This letter was recommended to the Times by Sommers herself, to whom it was also sent, but went unpublished.
Philosophy Department
Los Angeles Valley College
5800 Fulton Ave.
Van Nuys, CA 91401-4096
31 July 1994
The Editors
Los Angeles Times
Times Mirror Square
Los Angeles, CA 90053
Re: Column Left, "Scholars in the Service of Politics," Linda Hirshman, Sunday, July 31, 1994
Dear Sirs:
If Linda Hirshman is going to accuse Christina Hoff Sommers of distortions that can be corrected with "half an hour" of research, she should at least pay attention to what Dr. Sommers says and take some care that she understands what points Sommers is making.
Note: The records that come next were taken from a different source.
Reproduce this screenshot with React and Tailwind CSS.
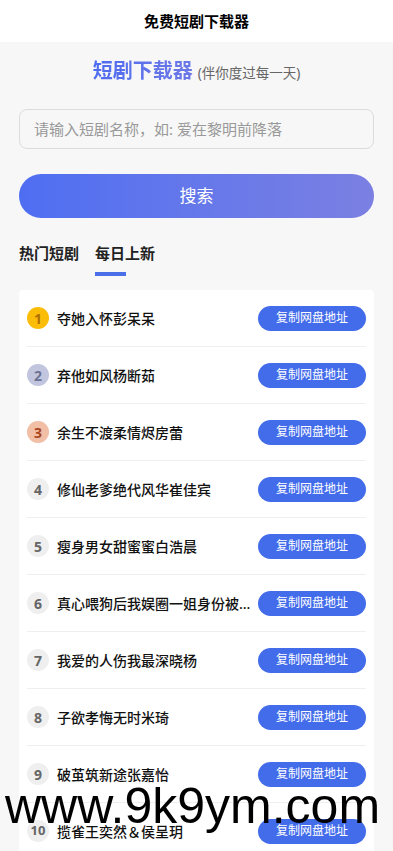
import React, { useState } from "react";

const dramas = [
  "夺她入怀彭呆呆",
  "弃他如风杨断茹",
  "余生不渡柔情烬房蕾",
  "修仙老爹绝代风华崔佳宾",
  "瘦身男女甜蜜蜜白浩晨",
  "真心喂狗后我娱圈一姐身份被曝光了",
  "我爱的人伤我最深晓杨",
  "子欲孝悔无时米琦",
  "破茧筑新途张嘉怡",
  "揽雀王奕然＆侯呈玥",
];

const badgeStyles = [
  "bg-[#fbbd08] text-[#b06d00]",
  "bg-[#c1c6de] text-[#6c7294]",
  "bg-[#f1bea6] text-[#a8461e]",
];

function RankBadge({ n }) {
  const cls = badgeStyles[n - 1] || "bg-[#efefef] text-[#666666]";
  return (
    <div
      className={`w-[22px] h-[22px] shrink-0 rounded-full flex items-center justify-center font-bold ${
        n >= 10 ? "text-[13px]" : "text-[14px]"
      } ${cls}`}
    >
      {n}
    </div>
  );
}

export default function App() {
  const [tab, setTab] = useState(1);
  const [query, setQuery] = useState("");

  return (
    <div
      className="relative min-h-screen bg-[#f7f7f7] text-[#111]"
      style={{ fontFamily: '"Noto Sans", "Noto Sans CJK SC", sans-serif' }}
    >
      {/* top bar */}
      <div className="h-[42px] bg-white flex items-center justify-center">
        <span className="text-[15px] font-bold text-black">免费短剧下载器</span>
      </div>

      <div className="px-[19px]">
        {/* title */}
        <div className="flex items-baseline justify-center pt-[14px] h-[60px]">
          <span className="text-[20px] font-bold bg-gradient-to-r from-[#4f6cf0] to-[#6d78e6] bg-clip-text text-transparent">
            短剧下载器
          </span>
          <span className="ml-[5px] text-[13.5px] text-[#666]">(伴你度过每一天)</span>
        </div>

        {/* input */}
        <div className="mt-[7px]">
          <input
            value={query}
            onChange={(e) => setQuery(e.target.value)}
            placeholder="请输入短剧名称，如: 爱在黎明前降落"
            className="w-full h-[40px] rounded-[8px] border border-[#dcdcdc] bg-[#f7f7f7] px-[14px] text-[15px] text-[#333] placeholder:text-[#999] outline-none"
          />
        </div>

        {/* search button */}
        <button className="mt-[25px] w-full h-[44px] rounded-full bg-gradient-to-r from-[#4e6ef2] to-[#7b80e2] text-white text-[17px]">
          搜索
        </button>

        {/* tabs */}
        <div className="mt-[24px] flex gap-[16px]">
          {["热门短剧", "每日上新"].map((t, i) => (
            <button
              key={t}
              onClick={() => setTab(i)}
              className="flex flex-col items-start"
            >
              <span className="text-[15px] font-bold text-[#222] leading-[22px]">{t}</span>
              <span
                className={`mt-[8px] h-[4px] w-[31px] ${
                  tab === i ? "bg-[#4a6fe8]" : "bg-transparent"
                }`}
              ></span>
            </button>
          ))}
        </div>

        {/* list */}
        <div className="mt-[14px] bg-white rounded-[4px] px-[8px]">
          {dramas.map((name, i) => (
            <div
              key={name}
              className="h-[57px] flex items-center border-b border-[#efefef]"
            >
              <RankBadge n={i + 1} />
              <span className="ml-[8px] flex-1 min-w-0 truncate text-[14px] font-medium text-[#111]">
                {name}
              </span>
              <button className="shrink-0 w-[108px] h-[25px] rounded-full bg-[#436ceb] text-white text-[12px]">
                复制网盘地址
              </button>
            </div>
          ))}
        </div>
      </div>

      {/* watermark overlay */}
      <div
        className="absolute left-[5px] top-[781px] text-[50px] leading-none text-black pointer-events-none"
        style={{ fontFamily: '"Liberation Sans", Arial, sans-serif' }}
      >
        www.9k9ym.com
      </div>
    </div>
  );
}
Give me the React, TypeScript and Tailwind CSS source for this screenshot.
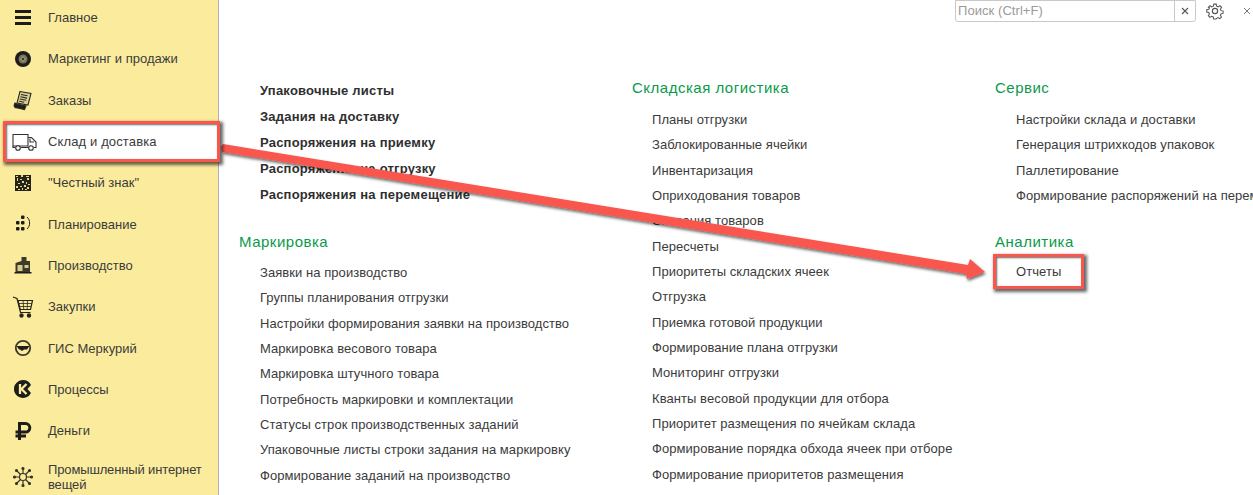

Professor Hirshman actually confuses two entirely different issues. First, whether the phrase "rule of thumb" derives from old laws legalizing wife beating; and second, whether there were laws legalizing wife beating. Professor Hirshman cites Sommers claiming that the English jurist William Blackstone "found that the common law prohibited violence against wives." However, Hirshman's actual quote from Blackstone is to much the same effect as Sommers' own quote from Blackstone: That the "old" common law, as understood by Blackstone, allowed the corporal punishment ("the due government and correction") of wives by their husbands is not disputed by Sommers. The first question was whether Blackstone used the phrase "rule of thumb," and the answer to that was that he did not. Similarly, Sommers' point was that the phrase "rule of thumb" did not occur in the 19th century court cases that feminists have cited. Hirshman does not dispute any of this, because she seems to have missed the point of Sommers' argument.
On the other hand, there is the more serious question of the extent to which wife beating was legal. And here, although Hirshman accuses Sommers of stopping in the middle of a sentence, it is Hirshman who doesn't seem to have read through the entire quote from Blackstone. For Blackstone, having noted that the old common law allowed to husbands the power of "domestic chastisement, in the same moderation that a man is allowed to correct his apprentices or children," goes on to say that, "But with us, in the politer reign of Charles the Second, this power of correction began to be doubted; and a wife may now have the security of the peace against her husband" [note].
Professor Hirshman has clearly chosen to ignore how the "politer reign of Charles the Second" may have reformed the law to an extent unconformable to feminist views about patriarchal misogyny and violence. Sommers' further point that colonial America already had laws against wife beating, let alone whether they referred to any "rule of thumb," is completely ignored by Hirshman.
If this is example of the logic and conscientiousness of feminist legal reasoning, in the hands of a law professor no less, then I would say that the nation is in serious trouble.
Yours truly,
Kelley L. Ross
Instructor of Philosophy
The passage of William Blackstone in question occurs in Volume I, Chapter 15, Section III, page 432-433 of the Commentaries on the Laws of England [A Facsimile of the First Edition of 1765-1769, University of Chicago Press, 1979]. It is given in its entirety here:
That the "lower rank of people" should preserve the old ways is not surprising, but also does contradict the Marxist principle that the oppressed develop a progressive "consciousness." Feminism, however, would probably not regard lower class men as in any position to develop progressive ideas about gender.
What Blackstone Says About Domestic Punishment, Note
The husband also (by the old law) might give his wife moderate correction. For, as he is to answer for her misbehaviour, the law thought it reasonable to intrust him with this power restraining her, by domestic chastisement, in the same moderation that a man is allowed to correct his servants or children; for whom the master or parent is also liable in some cases to answer. But this power of correction was confined within reasonable bounds; and the husband was prohibited to use any violence to his wife, aliter quam ad virum, ex causa regiminis et castigationis uxoris suae, licite et rationabiliter pertinet. The civil law gave the husband the same, or a larger, authority over his wife; allowing him, for some misdemesnors [sic], flagellis et fusitbus acriter verberare uxorem; for others, only modicam castigationem adhibere. But, with us, in the politer reign of Charles the second, this power of correction began to be doubted: and a wife may now have security of the peace against her husband; or, in return, a husband against his wife. Yet the lower rank of people, who were always fond of the old common law, still claim and exert their antient [sic] privilege: and the courts of law will still permit a husband to restrain a wife of her liberty, in case of any gross misbehavior.